By Tileni Mongudhi and Mathias Haufiku | 17 September 2019


A HIGH Court judge has rejected an application by chartered accountant Hans Hashagen to halt disciplinary charges against him.

Hashagen was charged for his role in “questionable” forensic investigations that led to the firing of two parastatal bosses.

He was accused of hiding crucial information from his report into the loss of millions of Namibia dollars which had been invested by the Government Institutions Pension Fund (GIPF).

That report led to the firing of former Namibia Financial Institutions Supervisory Authority (Namfisa) chief executive Rainer Ritter.

Ritter was fired after he insisted on investigating political figures and other culprits allegedly implicated in the disappearance of millions of Namibia dollars in public servants’ pension money invested by the GIPF.

The Public Accountants and Auditors Board (PAAB) subsequently instituted disciplinary charges against Hashagen in 2016 for sins he allegedly committed when he was a senior partner at the auditing firm Ernst & Young.

Hashagen – who is now an advisory and risk assurance services partner at PwC Namibia – challenged the PAAB’s decision to charge him, in court.

His court action halted a disciplinary hearing that was supposed to start in October 2016.

High Court judge Thomas Masuku last week ruled that Hashagen’s attempt to have the disciplinary process reviewed by the High Court was premature, and that he did not exhaust internal processes within the regulatory body.

Masuku agreed with the board that the disciplinary process can only be challenged after it has been concluded.

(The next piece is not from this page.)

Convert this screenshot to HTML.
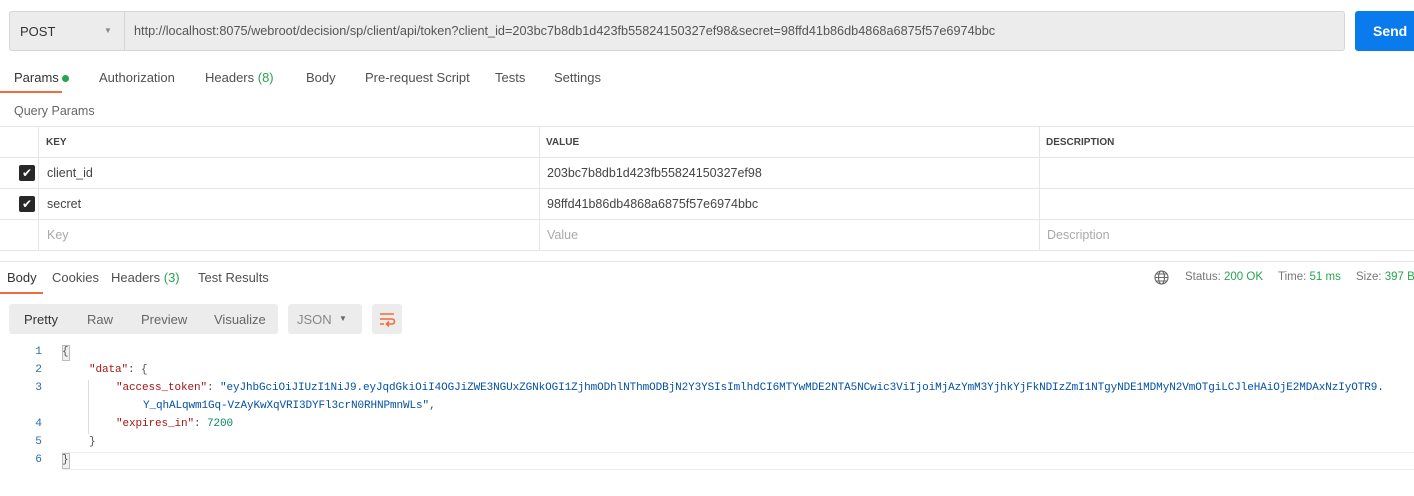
<!DOCTYPE html>
<html><head><meta charset="utf-8"><style>
*{margin:0;padding:0;box-sizing:border-box}
body{width:1414px;height:496px;overflow:hidden;background:#fff;font-family:"Liberation Sans",sans-serif;font-size:12px;color:#505050;position:relative}
.a{position:absolute;white-space:nowrap}
.g{color:#26a550}
.code{font-family:"Liberation Mono",monospace;font-size:11px;letter-spacing:-0.1px}
.ln{position:absolute;left:20px;width:22px;text-align:right;color:#2a6ea7;font-family:"Liberation Mono",monospace;font-size:11.2px}
.k{color:#a31515}.s{color:#0451a5}.n{color:#098658}
</style></head><body>
<div class="a" style="left:9px;top:11px;width:1336px;height:40px;background:#ececec;border:1px solid #d6d6d6;border-radius:3px"></div>
<div class="a" style="left:124px;top:12px;width:1px;height:38px;background:#d6d6d6"></div>
<div class="a" style="left:20px;top:24px;font-size:13px;color:#333">POST</div>
<div class="a" style="left:104px;top:26px;font-size:8px;color:#888">▼</div>
<div class="a" style="left:134px;top:24px;font-size:12.7px;color:#555">http://localhost:8075/webroot/decision/sp/client/api/token?client_id=203bc7b8db1d423fb55824150327ef98&amp;secret=98ffd41b86db4868a6875f57e6974bbc</div>
<div class="a" style="left:1355px;top:11px;width:70px;height:40px;background:#097bed;border-radius:3px;color:#fff;font-weight:bold;font-size:14px;padding:12px 0 0 18px">Send</div>

<div class="a" style="left:14px;top:70px;font-size:13px;color:#333">Params <span style="display:inline-block;width:7px;height:7px;border-radius:50%;background:#26a550"></span></div>
<div class="a" style="left:0;top:91px;width:62px;height:2px;background:#f26b3a"></div>
<div class="a" style="left:99px;top:70px;font-size:13px">Authorization</div>
<div class="a" style="left:205px;top:70px;font-size:13px">Headers <span class="g">(8)</span></div>
<div class="a" style="left:306px;top:70px;font-size:13px">Body</div>
<div class="a" style="left:365px;top:70px;font-size:13px">Pre-request Script</div>
<div class="a" style="left:495px;top:70px;font-size:13px">Tests</div>
<div class="a" style="left:554px;top:70px;font-size:13px">Settings</div>
<div class="a" style="left:14px;top:104px;font-size:12.5px;color:#666">Query Params</div>

<div class="a" style="left:0;top:126px;width:1414px;height:1px;background:#e6e6e6"></div>
<div class="a" style="left:0;top:157px;width:1414px;height:1px;background:#e6e6e6"></div>
<div class="a" style="left:0;top:188px;width:1414px;height:1px;background:#e6e6e6"></div>
<div class="a" style="left:0;top:219px;width:1414px;height:1px;background:#e6e6e6"></div>
<div class="a" style="left:0;top:250px;width:1414px;height:1px;background:#e6e6e6"></div>
<div class="a" style="left:38px;top:126px;width:1px;height:125px;background:#e6e6e6"></div>
<div class="a" style="left:539px;top:126px;width:1px;height:125px;background:#e6e6e6"></div>
<div class="a" style="left:1039px;top:126px;width:1px;height:125px;background:#e6e6e6"></div>
<div class="a" style="left:46px;top:137px;font-size:10px;font-weight:bold;color:#444">KEY</div>
<div class="a" style="left:546px;top:137px;font-size:10px;font-weight:bold;color:#444">VALUE</div>
<div class="a" style="left:1046px;top:137px;font-size:10px;font-weight:bold;color:#444">DESCRIPTION</div>
<div class="a" style="left:19px;top:165px;width:16px;height:16px;background:#282828;border-radius:2px;color:#fff;font-size:12px;text-align:center;line-height:16px">✔</div>
<div class="a" style="left:19px;top:196px;width:16px;height:16px;background:#282828;border-radius:2px;color:#fff;font-size:12px;text-align:center;line-height:16px">✔</div>
<div class="a" style="left:47px;top:166px;font-size:12.5px;color:#444">client_id</div>
<div class="a" style="left:547px;top:166px;font-size:12.5px;color:#444">203bc7b8db1d423fb55824150327ef98</div>
<div class="a" style="left:47px;top:197px;font-size:12.5px;color:#444">secret</div>
<div class="a" style="left:547px;top:197px;font-size:12.5px;color:#444">98ffd41b86db4868a6875f57e6974bbc</div>
<div class="a" style="left:47px;top:228px;font-size:12.5px;color:#aaa">Key</div>
<div class="a" style="left:547px;top:228px;font-size:12.5px;color:#aaa">Value</div>
<div class="a" style="left:1047px;top:228px;font-size:12.5px;color:#aaa">Description</div>

<div class="a" style="left:0;top:261px;width:1414px;height:1px;background:#e6e6e6"></div>
<div class="a" style="left:7px;top:270px;font-size:13px;color:#333">Body</div>
<div class="a" style="left:0;top:292px;width:43px;height:2px;background:#f26b3a"></div>
<div class="a" style="left:52px;top:270px;font-size:13px">Cookies</div>
<div class="a" style="left:111px;top:270px;font-size:13px">Headers <span class="g">(3)</span></div>
<div class="a" style="left:198px;top:270px;font-size:13px">Test Results</div>
<svg class="a" style="left:1154px;top:270px" width="15" height="15" viewBox="0 0 15 15" fill="none" stroke="#666" stroke-width="1.1"><circle cx="7.5" cy="7.5" r="6.5"/><ellipse cx="7.5" cy="7.5" rx="3" ry="6.5"/><path d="M1 7.5h13M2 4h11M2 11h11"/></svg>
<div class="a" style="left:1185px;top:271px;font-size:11.5px;color:#777">Status: <span class="g">200 OK</span></div>
<div class="a" style="left:1278px;top:271px;font-size:11.5px;color:#777">Time: <span class="g">51 ms</span></div>
<div class="a" style="left:1356px;top:271px;font-size:11.5px;color:#777">Size: <span class="g">397 B</span></div>

<div class="a" style="left:9px;top:304px;width:269px;height:30px;background:#ececec;border-radius:3px"></div>
<div class="a" style="left:24px;top:312px;font-size:13px;color:#333">Pretty</div>
<div class="a" style="left:87px;top:312px;font-size:13px;color:#666">Raw</div>
<div class="a" style="left:141px;top:312px;font-size:13px;color:#666">Preview</div>
<div class="a" style="left:214px;top:312px;font-size:13px;color:#666">Visualize</div>
<div class="a" style="left:288px;top:304px;width:74px;height:30px;background:#ececec;border-radius:3px"></div>
<div class="a" style="left:297px;top:312px;font-size:13px;color:#888">JSON</div>
<div class="a" style="left:339px;top:314px;font-size:8px;color:#666">▼</div>
<div class="a" style="left:372px;top:304px;width:30px;height:30px;background:#ececec;border-radius:3px"></div>
<svg class="a" style="left:378px;top:310px" width="18" height="18" viewBox="0 0 18 18" fill="none" stroke="#f26b3a" stroke-width="1.6"><path d="M2 4h14M2 9h12a2.5 2.5 0 0 1 0 5H9M11 11.5L8.5 14l2.5 2.5M2 14h4"/></svg>

<div class="ln" style="top:346px">1</div>
<div class="ln" style="top:364px">2</div>
<div class="ln" style="top:382px">3</div>
<div class="ln" style="top:418px">4</div>
<div class="ln" style="top:436px">5</div>
<div class="ln" style="top:454px">6</div>
<div class="a" style="left:62px;top:345px;width:8px;height:16px;border:1px solid #bbb;background:#f0f0f0"></div>
<div class="a" style="left:62px;top:453px;width:8px;height:16px;border:1px solid #bbb;background:#f0f0f0"></div>
<div class="a" style="left:62px;top:452px;width:1352px;height:18px;border-top:1px solid #eee;border-bottom:1px solid #eee"></div>
<div class="a" style="left:88px;top:380px;width:1px;height:54px;background:#ddd"></div>
<div class="a code" style="left:62px;top:346px">{</div>
<div class="a code" style="left:89px;top:364px"><span class="k">"data"</span>: {</div>
<div class="a code" style="left:116px;top:382px"><span class="k">"access_token"</span>: <span class="s">"eyJhbGciOiJIUzI1NiJ9.eyJqdGkiOiI4OGJiZWE3NGUxZGNkOGI1ZjhmODhlNThmODBjN2Y3YSIsImlhdCI6MTYwMDE2NTA5NCwic3ViIjoiMjAzYmM3YjhkYjFkNDIzZmI1NTgyNDE1MDMyN2VmOTgiLCJleHAiOjE2MDAxNzIyOTR9.</span></div>
<div class="a code" style="left:143px;top:400px"><span class="s">Y_qhALqwm1Gq-VzAyKwXqVRI3DYFl3crN0RHNPmnWLs"</span>,</div>
<div class="a code" style="left:116px;top:418px"><span class="k">"expires_in"</span>: <span class="n">7200</span></div>
<div class="a code" style="left:89px;top:436px">}</div>
<div class="a code" style="left:62px;top:454px">}</div>
</body></html>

The judge also concurred with the PAAB’s argument that Hashagen had the opportunity to raise concerns around procedural issues within the board’s disciplinary frameworks, but failed to do so.

The accounting body insisted that its decision to charge Hashagen and start the process of having him answer to charges, was investigative in nature.

The move to charge him was not a conclusion to the process, the PAAB said.

Hashagen’s run-in with the accounting professional watchdog emanates from a 2008 forensic audit or investigation he conducted at Namfisa.

He was at the time senior partner at Ernst & Young.

As a result of his investigation, Namfisa fired its then chief executive Ritter, who alleged that some Namfisa officials wanted to cover up an investigation into the GIPF’s investments.

In 2011, Ritter then challenged the investigation, its processes and conclusions. He also attacked the fact that he felt the investigation was not in line with international auditing standards.

The PAAB only discussed his initial complaint two years later. A legal opinion was then sought, which concluded that there were no prospects of success in charging Hashagen.

Ritter was notified in 2015 that the PAAB would not be charging Hashagen, but the former Namfisa CEO persisted, and threatened legal action against the board.

As a result, a second legal opinion was sought, which then paved the way for the regulatory body to charge Hashagen.

The Namibian also reported in 2015 that apart from Ritter, former Namibia Training Authority boss Maria Nangolo-Rukoro laid a complaint against Ernst & Young and Hashagen, because their audit or investigation led to her being fired.

Although he was no longer in Ernst & Young’s employ, Hashagen at the time defended himself, saying forensic investigations should not be confused with audits.

He said an audit is when the auditor expresses an opinion on a sample basis regarding an institution’s financial position, while a forensic investigation looks at a specific transaction from inception to end, and it does not have to be a financial transaction.

At the time, he also questioned the PAAB’s jurisdiction over forensic investigations he carried out, saying that forensic investigators are regulated by the Association of Certified Fraud Examiners, and do not fall under the PAAB.